- Born: Philadelphia, Pennsylvania, U.S.
- Education: La Salle University (BA); Villanova University School of Law (JD);
- Occupation: Lawyer
- Employer(s): Waldron & Williams*
- Known for: Criminal Defense
- Website: ww-legal.com

= John Waldron (lawyer) =

American lawyer

John J. Waldron is an American lawyer based in Allentown, Pennsylvania and is best known for his work as a criminal defense attorney. His notable clients have included Robert Durst, Jamie Silvonek, George Juno, and James Alan Austin. He is known for his role during the Katheryn Deprill 'Burger King Baby' reunification case and for his representation of Stacey Esterly during the Kevin Esterly/Amy Yu affair. He is a founding partner at Huber, Waldron & Williams, a Lehigh Valley law firm, and a past board member of the Pennsylvania Association of Criminal Defense Lawyers.

==Early life==
Waldron earned his undergraduate degree from La Salle University in 1978, where he finished magna cum laude. He obtained his Juris Doctor from Villanova University in 1982.

==Legal career==
Waldron was admitted to the State Bar of Pennsylvania in 1984. After his admittance to the bar he worked as a prosecutor in Lehigh County under current Pennsylvania Superior Court Judge William H. Platt, who was the District Attorney at the time.

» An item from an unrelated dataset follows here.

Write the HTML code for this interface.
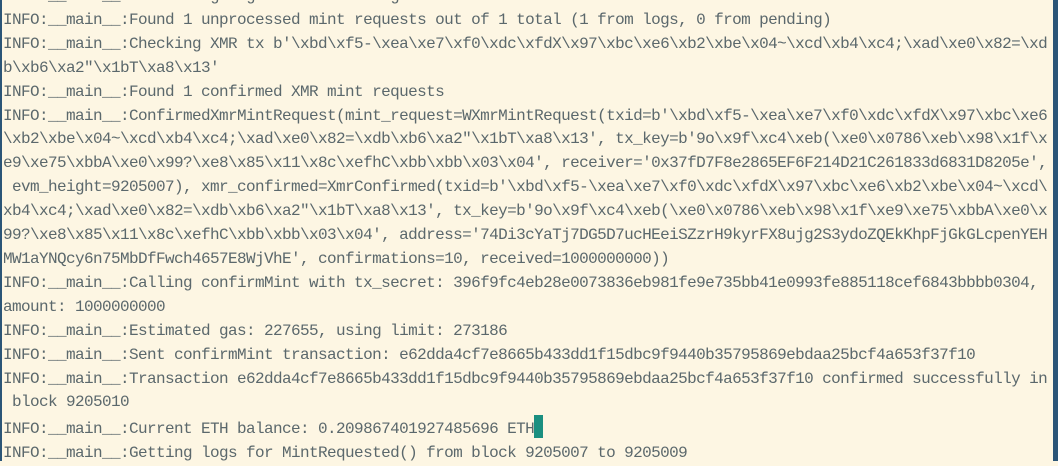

In 1987 he cofounded Huber & Waldron with James T. Huber. The firm specializes in White Collar Criminal Defense, Homicide and Narcotic cases, Commercial Litigation, and Wrongful Death cases.

===Robert Durst===
In 2001, Waldron represented Robert Durst, a Manhattan Real Estate Heir, on his charges in Pennsylvania (Commonwealth of Pennsylvania v. Robert Durst, State of Texas v. Robert Durst). Durst was subject to speculation for his involvement with the murder and dismemberment of Morris Black, his neighbor in Galveston. Durst was sought by authorities in Texas and evaded capture for six weeks before his arrest in Bethlehem, Pennsylvania in December 2001. Waldron was featured on HBO's 2015 miniseries The Jinx.

===Jaime Silvonek===
Waldron also represented Jamie Silvonek one of the youngest females in Pennsylvania State history to be tried as an adult. In March 2015, Jamie Silvonek was indicated and arrested for her involvement in the murder of her mother, Cheryl Silvonek. Waldron argued that because of Silvoneks age, her intellectual capacities were still developing, which affected her impulse control and, more generally, her capacity for crime. Waldron has been featured on HLN's Nancy Grace and CNN's Primetime Justice with Ashleigh Banfield. He has also been highlighted in People, CBS, Huffington Post, and Fox News.

==Personal life==
Waldron has three children.

==Awards and recognition==
Waldron has been recognized as a Philadelphia Magazine "Super Lawyer".